With regard to the year ended December 31, 2005, the Company considered the above factors, the fact that the amount of the error was less than 5 percent of EBITDA, which is the measure we use in our guidance to investors, and the fact that the absolute amount of the error was small (i.e., less than $1 million). Based on these items, the Company concluded that this amount was not material to our financial statements for the year ended December 31, 2005, notwithstanding that the amount was greater than 5 percent of our net income and the EPS, which, as previously stated, was essentially break even.

With regard to the quarter ended June 30, 2006 and the six months ended June 30, 2006, the value of $643,000 was greater than 5 percent on EBITDA, net income and EPS. However, given our assessment of the qualitative criteria under SAB 99 noted above and that the amount of the error was under $1 million, the Company considered it reasonable to record this amount in the second quarter of 2006.

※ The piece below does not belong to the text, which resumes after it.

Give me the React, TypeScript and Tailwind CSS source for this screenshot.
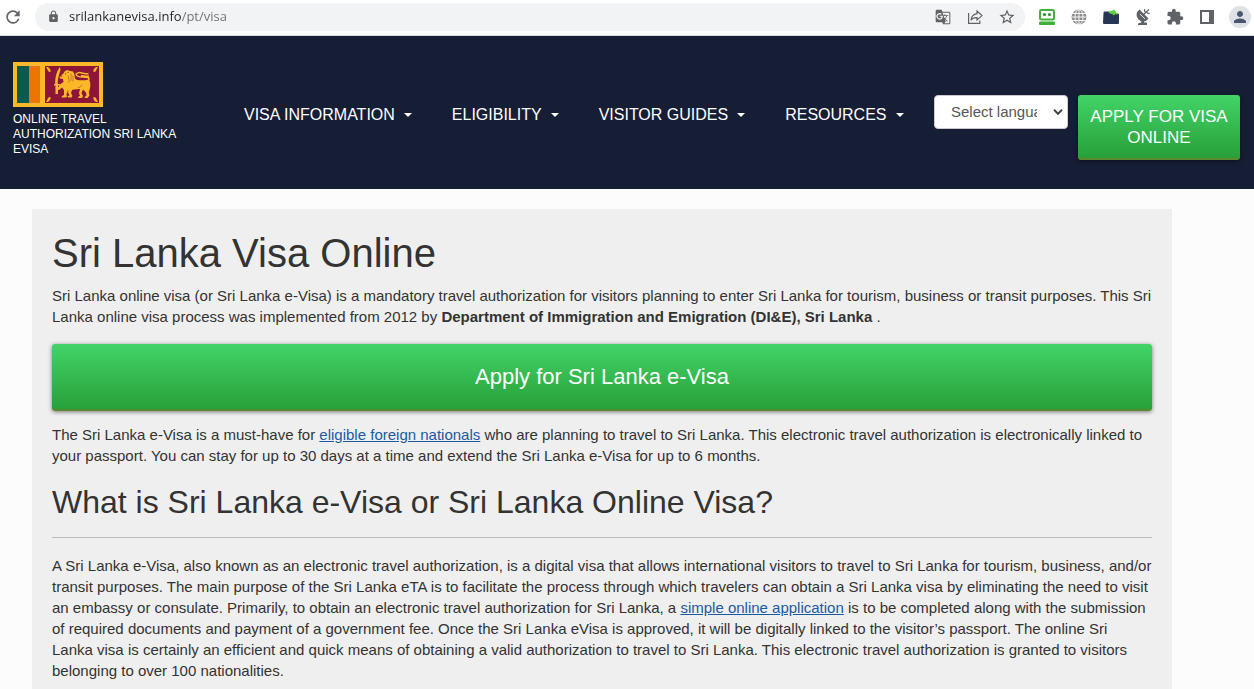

Further, to reconfirm, we acknowledge that:

  The company is responsible for the adequacy and accuracy of the disclosure in the filings;
  Staff comments or changes to disclosure in response to staff comments do not foreclose the Commission from taking any action with respect to the filings; and
  The company may not assert staff comments as a defense in any proceeding initiated by the Commission or any person under the federal securities laws of the United States.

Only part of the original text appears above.